The President's Commission on Income Maintenance Programs, originally appointed by President Johnson, has unanimously recommended a $2,400 minimum income for a family of four. The Commission argued that income from work was out of the reach of most poor people and that major emphasis should not be given to encouraging employment among those with only the most limited vocational potential. The Commission did, however, encourage the payment of funds to those among the "working poor", the nearly two million families whose heads work at poverty level wages. The present Nixon administration proposals are aimed at reform of public welfare, primarily that portion of the program that provides Aid to Families with Dependent Children. In contrast, the Commission's proposal would drastically do away with welfare, substituting instead direct cash payments to all poor people--single, aged, blind, disabled. Food stamp programs would be eliminated and day care centers for working mothers would not be a part of the program. To provide work incentives for those able to work, the Commission proposes that they be entitled to retain 50 percent of their earnings to $4,800, $890 more than the administration's proposed maximum. In a supporting statement to the Commission's report, three members noted that the minimum income level should have been $3,600, roughly the poverty level as defined by the federal government.
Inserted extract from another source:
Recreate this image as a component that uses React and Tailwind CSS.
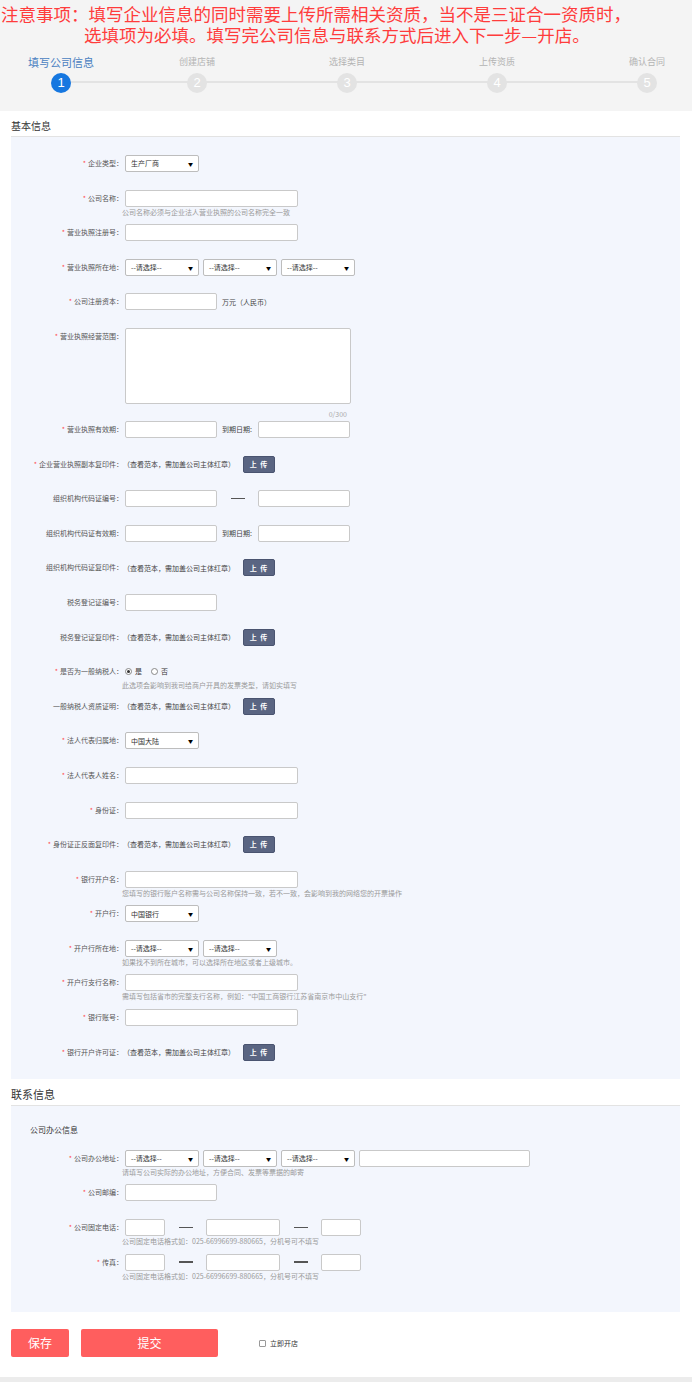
import React from 'react';

const Star = () => <span className="text-[#ff4d4d] mr-[2px]">*</span>;

function Label({ req, children }) {
  return (
    <div className="w-[112px] shrink-0 text-right text-[7px] leading-[17px] text-[#555]">
      {req && <Star />}
      {children}：
    </div>
  );
}

function Help({ children }) {
  return <div className="ml-[-3px] text-[7px] leading-[10px] text-[#9a9a9a] whitespace-nowrap">{children}</div>;
}

function Row({ label, req, help, h = 'h-[34.6px]', children }) {
  return (
    <div className={`flex ${h}`}>
      <Label req={req}>{label}</Label>
      <div className="ml-[2px] flex flex-col">
        <div className="flex items-center">{children}</div>
        {help && <Help>{help}</Help>}
      </div>
    </div>
  );
}

function Box({ w = 'w-[173px]' }) {
  return <div className={`${w} h-[17px] shrink-0 bg-white border border-[#c9c9c9] rounded-[2px]`} />;
}

function Sel({ text = '--请选择--', w = 'w-[74px]' }) {
  return (
    <div className={`${w} h-[17px] shrink-0 bg-white border border-[#bdbdbd] rounded-[2px] flex items-center justify-between pl-[5px] pr-[5px] text-[7px] text-[#333]`}>
      <span>{text}</span>
      <span className="text-[5px] text-black">▼</span>
    </div>
  );
}

function Dash() {
  return (
    <div className="w-[41px] flex justify-center shrink-0">
      <div className="w-[14px] h-[1.5px] bg-[#555]" />
    </div>
  );
}

function Upload() {
  return (
    <>
      <span className="text-[7px] text-[#444] ml-[-2px] whitespace-nowrap">（查看范本，需加盖公司主体红章）</span>
      <div className="ml-[8px] w-[32px] h-[17px] bg-[#5a6582] border border-[#4a5470] rounded-[2px] text-white text-[7px] font-bold tracking-[1px] flex items-center justify-center">上 传</div>
    </>
  );
}

function Radio({ on, label }) {
  return (
    <div className="flex items-center mr-[9px]">
      <div className="w-[7px] h-[7px] rounded-full border border-[#888] bg-white flex items-center justify-center">
        {on && <div className="w-[3px] h-[3px] rounded-full bg-[#333]" />}
      </div>
      <span className="ml-[3px] text-[7px] text-[#333]">{label}</span>
    </div>
  );
}

const steps = ['填写公司信息', '创建店铺', '选择类目', '上传资质', '确认合同'];

export default function App() {
  return (
    <div className="w-[692px] h-[1382px] bg-white font-['Noto_Sans_CJK_SC','Noto_Sans',sans-serif] overflow-hidden">
      {/* notice + steps */}
      <div className="bg-[#f4f4f4] h-[111px] pt-[3px]">
        <div className="text-[#ff3c3c] text-[17.5px] leading-[21px] whitespace-nowrap">
          <div className="pl-[1px]">注意事项：填写企业信息的同时需要上传所需相关资质，当不是三证合一资质时，</div>
          <div className="pl-[84px]">选填项为必填。填写完公司信息与联系方式后进入下一步—开店。</div>
        </div>
        <div className="relative mt-[10px] flex">
          <div className="absolute left-[62px] w-[588px] top-[26px] h-[2px] bg-[#e3e3e3]" />
          {steps.map((s, i) => (
            <div key={s} className={`${i === 0 ? 'w-[122px]' : 'w-[150px]'} shrink-0 flex flex-col items-center`}>
              <div className={i === 0 ? 'text-[11px] leading-[14px] text-[#4a7fc1]' : 'text-[9px] leading-[14px] text-[#b3b3b3]'}>{s}</div>
              <div
                className={`relative mt-[4px] w-[20px] h-[20px] rounded-full flex items-center justify-center text-[13px] font-['Liberation_Sans',sans-serif] ${
                  i === 0 ? 'bg-[#1677e0] text-white' : 'bg-[#e3e3e3] text-white'
                }`}
              >
                {i + 1}
              </div>
            </div>
          ))}
        </div>
      </div>

      {/* basic info */}
      <div className="pl-[11px] pr-[12px]">
        <div className="h-[26px] flex items-end pb-[3px] border-b border-[#e3e3e3] text-[10px] text-[#333]">基本信息</div>
        <div className="bg-[#f3f6fd] pt-[18px] pb-[1px]">
          <Row label="企业类型" req><Sel text="生产厂商" /></Row>
          <Row label="公司名称" req help="公司名称必须与企业法人营业执照的公司名称完全一致"><Box /></Row>
          <Row label="营业执照注册号" req><Box /></Row>
          <Row label="营业执照所在地" req>
            <Sel /><div className="w-[4px]" /><Sel /><div className="w-[4px]" /><Sel />
          </Row>
          <Row label="公司注册资本" req>
            <Box w="w-[92px]" />
            <span className="ml-[5px] text-[7px] text-[#444]">万元（人民币）</span>
          </Row>
          <div className="flex h-[93px]">
            <Label req>营业执照经营范围</Label>
            <div className="ml-[2px]">
              <div className="w-[226px] h-[76px] bg-white border border-[#c9c9c9] rounded-[2px]" />
              <div className="w-[226px] mt-[5px] pr-[4px] text-right text-[7px] leading-[10px] text-[#aaa]">0/300</div>
            </div>
          </div>
          <Row label="营业执照有效期" req>
            <Box w="w-[92px]" />
            <span className="ml-[5px] w-[36px] text-[7px] text-[#444]">到期日期:</span>
            <Box w="w-[92px]" />
          </Row>
          <Row label="企业营业执照副本复印件" req><Upload /></Row>
          <Row label="组织机构代码证编号">
            <Box w="w-[92px]" /><Dash /><Box w="w-[92px]" />
          </Row>
          <Row label="组织机构代码证有效期">
            <Box w="w-[92px]" />
            <span className="ml-[5px] w-[36px] text-[7px] text-[#444]">到期日期:</span>
            <Box w="w-[92px]" />
          </Row>
          <Row label="组织机构代码证复印件"><Upload /></Row>
          <Row label="税务登记证编号"><Box w="w-[92px]" /></Row>
          <Row label="税务登记证复印件"><Upload /></Row>
          <Row label="是否为一般纳税人" req help="此选项会影响到我司给商户开具的发票类型，请如实填写">
            <div className="h-[17px] flex items-center">
              <Radio on label="是" />
              <Radio label="否" />
            </div>
          </Row>
          <Row label="一般纳税人资质证明"><Upload /></Row>
          <Row label="法人代表归属地" req><Sel text="中国大陆" /></Row>
          <Row label="法人代表人姓名" req><Box /></Row>
          <Row label="身份证" req><Box /></Row>
          <Row label="身份证正反面复印件" req><Upload /></Row>
          <Row label="银行开户名" req help="您填写的银行账户名称需与公司名称保持一致，若不一致，会影响到我的网络您的开票操作"><Box /></Row>
          <Row label="开户行" req><Sel text="中国银行" /></Row>
          <Row label="开户行所在地" req help="如果找不到所在城市，可以选择所在地区或者上级城市。">
            <Sel /><div className="w-[4px]" /><Sel />
          </Row>
          <Row label="开户行支行名称" req help={'需填写包括省市的完整支行名称，例如："中国工商银行江苏省南京市中山支行"'}><Box /></Row>
          <Row label="银行账号" req><Box /></Row>
          <Row label="银行开户许可证" req><Upload /></Row>
        </div>

        {/* contact info */}
        <div className="h-[27px] flex items-end pb-[3px] border-b border-[#e3e3e3] text-[11px] text-[#333]">联系信息</div>
        <div className="bg-[#f3f6fd] pt-[18px] pb-[24px]">
          <div className="pl-[19px] text-[8px] leading-[12px] text-[#333] mb-[13.5px]">公司办公信息</div>
          <Row label="公司办公地址" req help="请填写公司实际的办公地址，方便合同、发票等票据的邮寄">
            <Sel /><div className="w-[4px]" /><Sel /><div className="w-[4px]" /><Sel /><div className="w-[4px]" /><Box w="w-[171px]" />
          </Row>
          <Row label="公司邮编" req><Box w="w-[92px]" /></Row>
          <Row label="公司固定电话" req help="公司固定电话格式如：025-66996699-880665，分机号可不填写">
            <Box w="w-[40px]" /><Dash /><Box w="w-[74px]" /><Dash /><Box w="w-[40px]" />
          </Row>
          <Row label="传真" req help="公司固定电话格式如：025-66996699-880665，分机号可不填写">
            <Box w="w-[40px]" /><Dash /><Box w="w-[74px]" /><Dash /><Box w="w-[40px]" />
          </Row>
        </div>

        {/* actions */}
        <div className="flex items-center pt-[17px] pb-[20px]">
          <div className="w-[58px] h-[28px] bg-[#ff5e5e] rounded-[2px] text-white text-[12px] flex items-center justify-center">保存</div>
          <div className="ml-[12px] w-[137px] h-[28px] bg-[#ff5e5e] rounded-[2px] text-white text-[12px] flex items-center justify-center">提交</div>
          <div className="ml-[41px] w-[7px] h-[7px] border border-[#999] rounded-[1px] bg-white" />
          <span className="ml-[4px] text-[7px] text-[#333]">立即开店</span>
        </div>
      </div>
      <div className="h-[5px] bg-[#ececec]" />
    </div>
  );
}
During the final two months of 1969, Computer Systems Institute mailed a brief questionnaire to those employers of blind and visually handicapped graduates in Computer Programming. The results were both gratifying and informative. Some 24.2% of the employers rated their blind computer programmers job performance as excellent, 57.6% as good, 15.2% as fair, and only 3% as poor. The blind employees were also rated highly on such qualities as motivation, intelligence, appearance, attendance, punctuality, cooperation, attitude, quality of work, quantity of work, compatibility with employees, compatibility with supervisors. The average salary of these workers was $7,366 a year.


Mr. Ray McGeorge, President of the Denver Area Association of the Blind, an affiliate of the Colorado Federation of the Blind, has sent a small pamphlet describing the new Center for the Activities of the Blind, housed in a building which the Association recently purchased. The purchase was made with the intention of having facilities for the varied activities of the Denver Area Association and with the desire to provide a facility for the use of other organizations involved with work for the blind. In a brief period of time they have been able to work out programs providing facilities for "The Parents of Blind Children", and "The Braille Teens", "Friends of the Library for the Blind", and "The State Library", providing storage for seldom used Braille books, and with the parent organization, the Colorado Federation of the Blind. The building is a 2 1/2 story structure with approximately 12,000 square feet of floor space, occupying 2 lots. The total cost of the property was $55,000, with the Denver Area Association of the Blind assuming a $25,000 mortgage. The organization is handling the finances of its varied projects plus the expenses of the building with a portion derived from the rental of office space to groups not involved with work for the blind, plus financial support from individual contributions. Congratulations to you, Ray, and the members of your group, for real movement.